Crest Highest point of a transverse wave; the point of maximum positive displacement.
Trough Lowest point of a transverse wave; the point of maximum negative displacement.
Wave‑front Imaginary line (in 2‑D) or surface (in 3‑D) joining points that are in the same phase.

Fundamental relationship between speed, frequency and wavelength (core)

The three core quantities are linked by the equation

\(v = f\,\lambda\)

From this you can solve for any one variable:

  • Speed: \(v = f\lambda\)
  • Frequency: \(f = \dfrac{v}{\lambda}\)
  • Wavelength: \(\lambda = \dfrac{v}{f}\)

Note: If a distance–time graph shows a straight‑line segment, the gradient of that segment is the wave speed v. This value can be combined with a measured frequency to find the wavelength using the same equation.

Diagram of a transverse wave showing a crest, trough, wavelength (λ) and direction of travel (v)
Transverse wave – crest, trough, wavelength (λ) and direction of travel (v).

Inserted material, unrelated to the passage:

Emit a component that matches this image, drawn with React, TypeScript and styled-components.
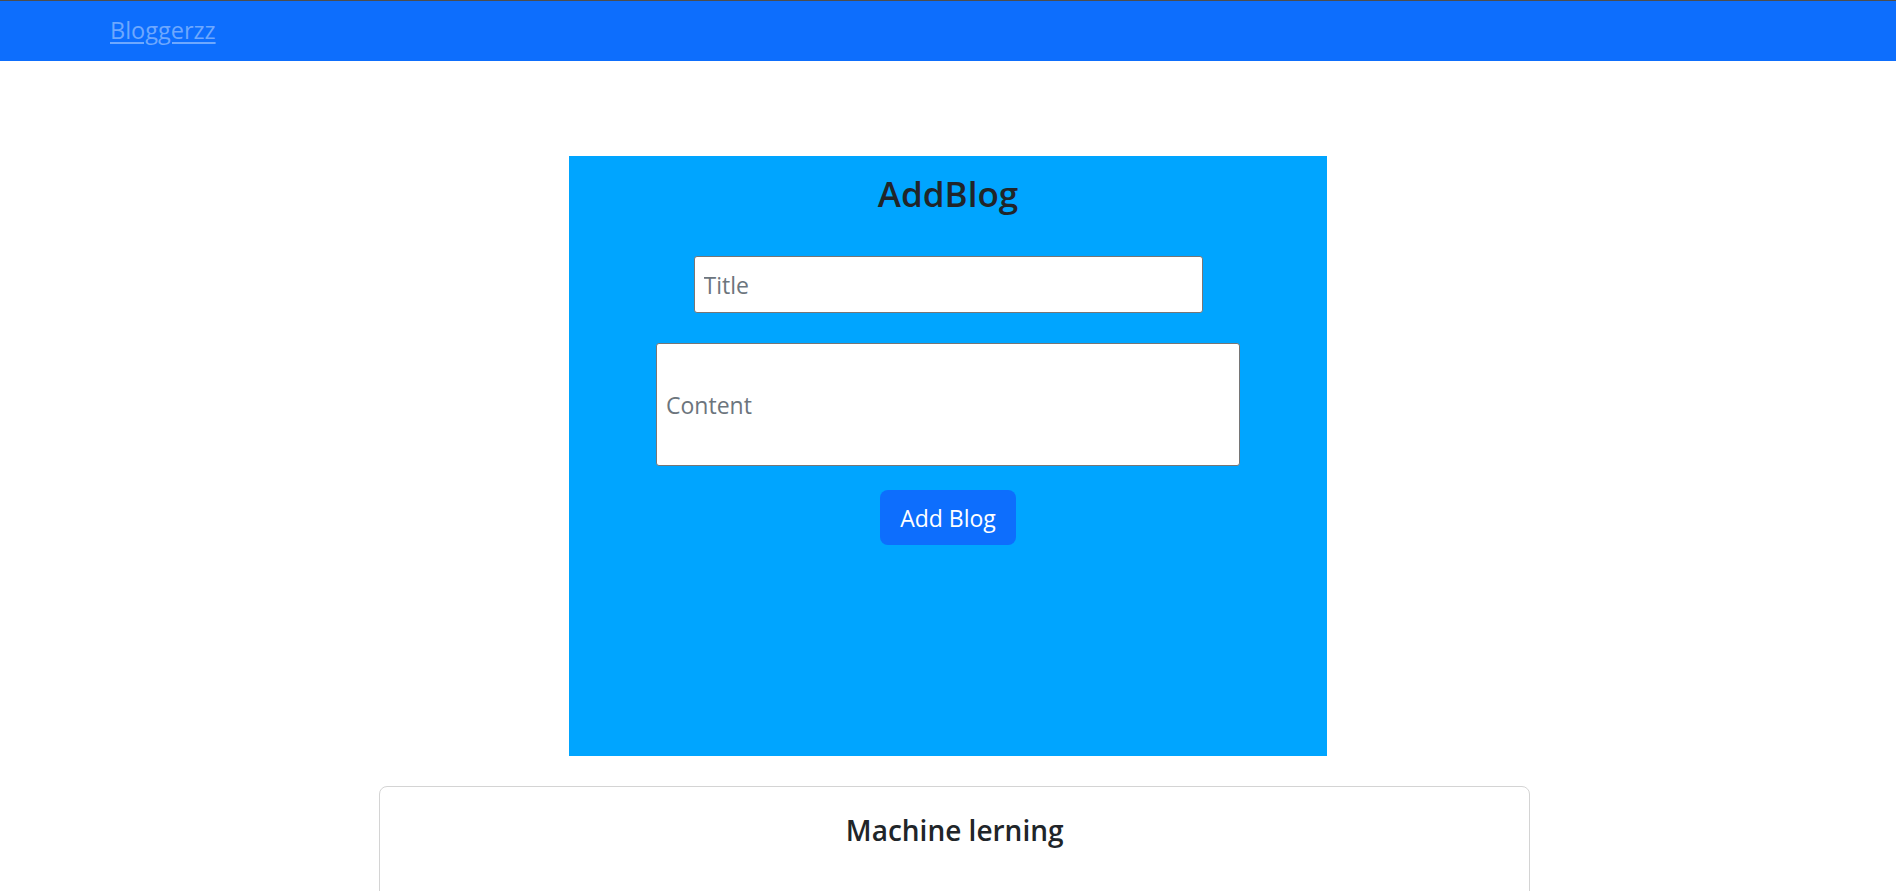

Core wave phenomena (core)

  • Reflection – the wave bounces back from a surface. Law of reflection: angle of incidence = angle of reflection.
    Sketch of a wave reflecting from a plane surface, showing equal angles of incidence and reflection
  • Refraction – change of speed (and therefore direction) when a wave passes into a different medium. For light the quantitative law is Snell’s law (optional for core); the qualitative idea is that the wave bends towards the normal if it slows down.
    Sketch of a wave changing direction at the boundary between two media
  • Diffraction – bending of a wave as it passes through a narrow gap or around an obstacle. The effect is most noticeable when the gap width is comparable to the wavelength.
    Sketch of a wave spreading after passing through a narrow slit
    • Supplementary point: Diffraction becomes more pronounced as the gap size approaches λ.
  • Interference – superposition of two or more waves leading to constructive or destructive patterns. (Optional, beyond the core assessment.)

Worked example (core)

Question: A sound wave travels through air at \(v = 340\ \text{m s}^{-1}\) and has a frequency of \(f = 680\ \text{Hz}\). Calculate its wavelength.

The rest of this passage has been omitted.